In this formula, the MATCH function first checks for the department and gender conditions, and the INDEX function then retrieves the corresponding bonus percentage from the bonus_percentages range.


INDEX MATCH MATCH function for two-way lookup

When you need to perform a two-way lookup, where you need to match values in both rows and columns, the INDEX MATCH MATCH formula comes into play. Imagine you have a matrix of bonus percentages, with departments in the rows and genders in the columns. To retrieve the bonus percentage for a specific department and gender, you can use the following formula:

=INDEX(bonus_matrix, MATCH(department, departments_range, 0), MATCH(gender, genders_range, 0))

The first MATCH function locates the row position based on the department, and the second MATCH function locates the column position based on the gender. The INDEX function then retrieves the value at the intersection of the row and column.
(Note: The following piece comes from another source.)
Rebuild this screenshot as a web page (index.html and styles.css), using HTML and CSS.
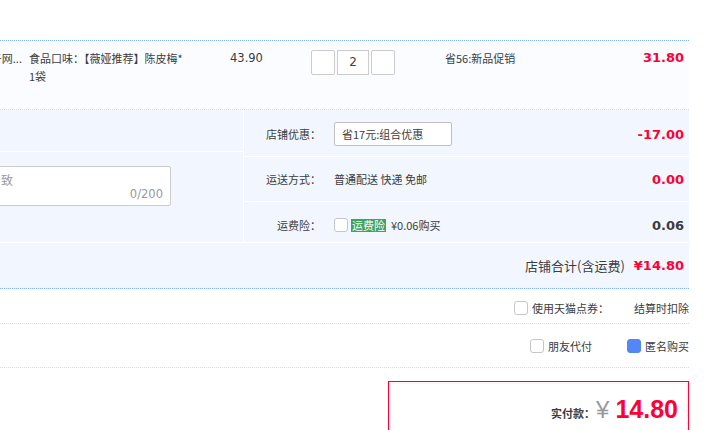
FILE: index.html
```html
<!DOCTYPE html>
<html lang="zh-CN">
<head>
<meta charset="utf-8">
<title>订单确认</title>
<link rel="stylesheet" href="styles.css">
</head>
<body>
<div class="page">
  <div class="top-space"></div>
  <div class="order">
    <div class="item">
      <div class="c-title"><span class="title-text">天猫超市官方旗舰店子网...</span></div>
      <div class="c-sku">食品口味：【薇娅推荐】陈皮梅*<br>1袋</div>
      <div class="c-price num">43.90</div>
      <div class="c-qty">
        <span class="qbtn"></span>
        <span class="qinput num">2</span>
        <span class="qbtn"></span>
      </div>
      <div class="c-promo">省56:新品促销</div>
      <div class="c-sum num red bold">31.80</div>
    </div>
    <div class="extra">
      <div class="extra-left">
        <div class="msg-top"></div>
        <div class="msg-body">
          <div class="memo">
            <span class="memo-ph">致</span>
            <span class="memo-count num">0/200</span>
          </div>
        </div>
      </div>
      <div class="extra-right">
        <div class="erow erow-1">
          <span class="elabel">店铺优惠：</span>
          <span class="select">省17元:组合优惠</span>
          <span class="eamount num red bold">-17.00</span>
        </div>
        <div class="erow erow-2">
          <span class="elabel">运送方式：</span>
          <span class="etext">普通配送 快递 免邮</span>
          <span class="eamount num red bold">0.00</span>
        </div>
        <div class="erow erow-3">
          <span class="elabel">运费险：</span>
          <span class="cbox"></span>
          <span class="tag">运费险</span>
          <span class="etext ins">¥0.06购买</span>
          <span class="eamount num dark bold">0.06</span>
        </div>
      </div>
    </div>
    <div class="total">
      <span class="total-label">店铺合计(含运费)</span>
      <span class="total-val num red bold">¥14.80</span>
    </div>
  </div>
  <div class="opt opt-1">
    <span class="cbox"></span>
    <span class="opt-label">使用天猫点券：</span>
    <span class="opt-note">结算时扣除</span>
  </div>
  <div class="opt opt-2">
    <span class="cbox"></span>
    <span class="opt-label">朋友代付</span>
    <span class="cbox checked"></span>
    <span class="opt-label">匿名购买</span>
  </div>
  <div class="pay-wrap">
    <div class="pay">
      <span class="pay-label">实付款：</span>
      <span class="pay-yen">¥</span>
      <span class="pay-val">14.80</span>
    </div>
  </div>
</div>
</body>
</html>
```
FILE: styles.css
```css
* { box-sizing: border-box; }
html, body { margin: 0; padding: 0; background: #fff; }
body {
  font-family: "Noto Sans CJK SC", "Liberation Sans", sans-serif;
  font-size: 11px;
  color: #3c3c3c;
  overflow: hidden;
}
.page { width: 689px; }
.top-space { height: 40px; }
.num { font-family: "DejaVu Sans", "Liberation Sans", sans-serif; }
.red { color: #ff0036; }
.dark { color: #3c3c3c; }
.bold { font-weight: bold; font-size: 13px; }

.item {
  display: flex;
  align-items: flex-start;
  height: 70px;
  padding-top: 8px;
  background: #fbfcff;
  border-top: 1px dotted #80b2ff;
  border-bottom: 1px dotted #dcdcdc;
  line-height: 18px;
}
.c-title { width: 29px; flex: none; }
.title-text {
  display: flex;
  justify-content: flex-end;
  width: 22px;
  overflow: hidden;
  white-space: nowrap;
}
.c-sku { width: 201px; flex: none; }
.c-price { width: 81px; flex: none; font-size: 11.5px; }
.c-qty { width: 134px; flex: none; display: flex; gap: 2px; margin-top: 1px; }
.qbtn, .qinput {
  display: block;
  height: 25px;
  border: 1px solid #cccccc;
  background: #fff;
}
.qbtn { width: 24px; border-radius: 2px; }
.qinput { width: 32px; text-align: center; line-height: 23px; font-size: 12px; }
.c-promo { flex: 1; }
.c-sum { padding-right: 5px; }

.extra {
  display: grid;
  grid-template-columns: 243px 1fr;
  column-gap: 1px;
  background: #fff;
  border-bottom: 1px solid #fff;
}
.extra-left, .extra-right {
  display: flex;
  flex-direction: column;
  gap: 1px;
}
.msg-top { height: 41px; background: #f2f7ff; }
.msg-body { height: 90px; background: #f2f7ff; padding-top: 14px; overflow: hidden; }
.memo {
  position: relative;
  margin-left: -2px;
  width: 173px;
  height: 40px;
  background: #fff;
  border: 1px solid #cccccc;
  border-radius: 2px;
  padding: 4px 0 0 2px;
  color: #999;
  line-height: 18px;
  font-size: 12px;
}
.memo-count {
  position: absolute;
  right: 7px;
  bottom: 2px;
  color: #999;
  font-size: 11.5px;
}
.erow {
  display: flex;
  align-items: center;
  background: #f2f7ff;
  padding-right: 5px;
}
.erow-1 { height: 46px; padding-top: 2px; }
.erow-2 { height: 44px; }
.erow-3 { height: 40px; padding-top: 6px; }
.elabel { width: 77px; text-align: right; margin-right: 13px; flex: none; }
.select {
  display: block;
  width: 118px;
  height: 24px;
  line-height: 22px;
  padding-left: 7px;
  background: #fff;
  border: 1px solid #bfbfbf;
  border-radius: 2px;
}
.eamount { margin-left: auto; }
.cbox {
  display: inline-block;
  width: 14px;
  height: 14px;
  border: 1px solid #c6c6c6;
  border-radius: 3px;
  background: #fff;
  flex: none;
}
.cbox.checked { background: #5586f8; border-color: #5586f8; }
.tag {
  margin-left: 3px;
  background: #3ea35d;
  color: #fff;
  height: 13px;
  line-height: 13px;
  padding: 0 1px;
}
.ins { margin-left: 5px; }

.total {
  display: flex;
  justify-content: flex-end;
  align-items: center;
  gap: 9px;
  height: 46px;
  padding-right: 5px;
  background: #f2f7ff;
  border-bottom: 1px dotted #80b2ff;
}
.total-label { font-size: 13px; }

.opt {
  display: flex;
  justify-content: flex-end;
  align-items: center;
  border-bottom: 1px dotted #dcdcdc;
}
.opt-1 { height: 35px; padding-top: 3px; }
.opt-2 { height: 44px; }
.opt-label { margin-left: 4px; }
.opt-1 .opt-label { margin-right: 25px; }
.opt-2 .opt-label:nth-child(2) { margin-right: 35px; }

.pay-wrap { padding-top: 13px; padding-left: 388px; }
.pay {
  display: flex;
  justify-content: flex-end;
  align-items: baseline;
  height: 90px;
  padding: 13px 10px 0 0;
  border: 1px solid #ff0036;
  box-shadow: inset 0 0 0 2px #fff3f3;
}
.pay-label { font-weight: bold; font-size: 11px; color: #3c3c3c; }
.pay-yen {
  font-family: "Liberation Sans", sans-serif;
  font-size: 24px;
  color: #999;
  margin-left: 1px;
}
.pay-val {
  font-family: "Liberation Sans", sans-serif;
  font-weight: bold;
  font-size: 25px;
  color: #ff0036;
  margin-left: 6px;
}
```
Alternative to INDEX MATCH (XLOOKUP)

While the INDEX MATCH formula is a powerful and versatile tool, Excel has introduced a newer function called XLOOKUP, which can provide a simpler alternative in certain scenarios. XLOOKUP combines the functionality of VLOOKUP, HLOOKUP, and INDEX MATCH into a single function, with a more intuitive syntax.

Here's an example of how you can use XLOOKUP to achieve the same result as the earlier INDEX MATCH example:

=XLOOKUP(20-Nov-18, start_dates_column, names_column)

The XLOOKUP function takes the lookup value, the lookup range, and the return range, making it a more straightforward option for some lookup tasks.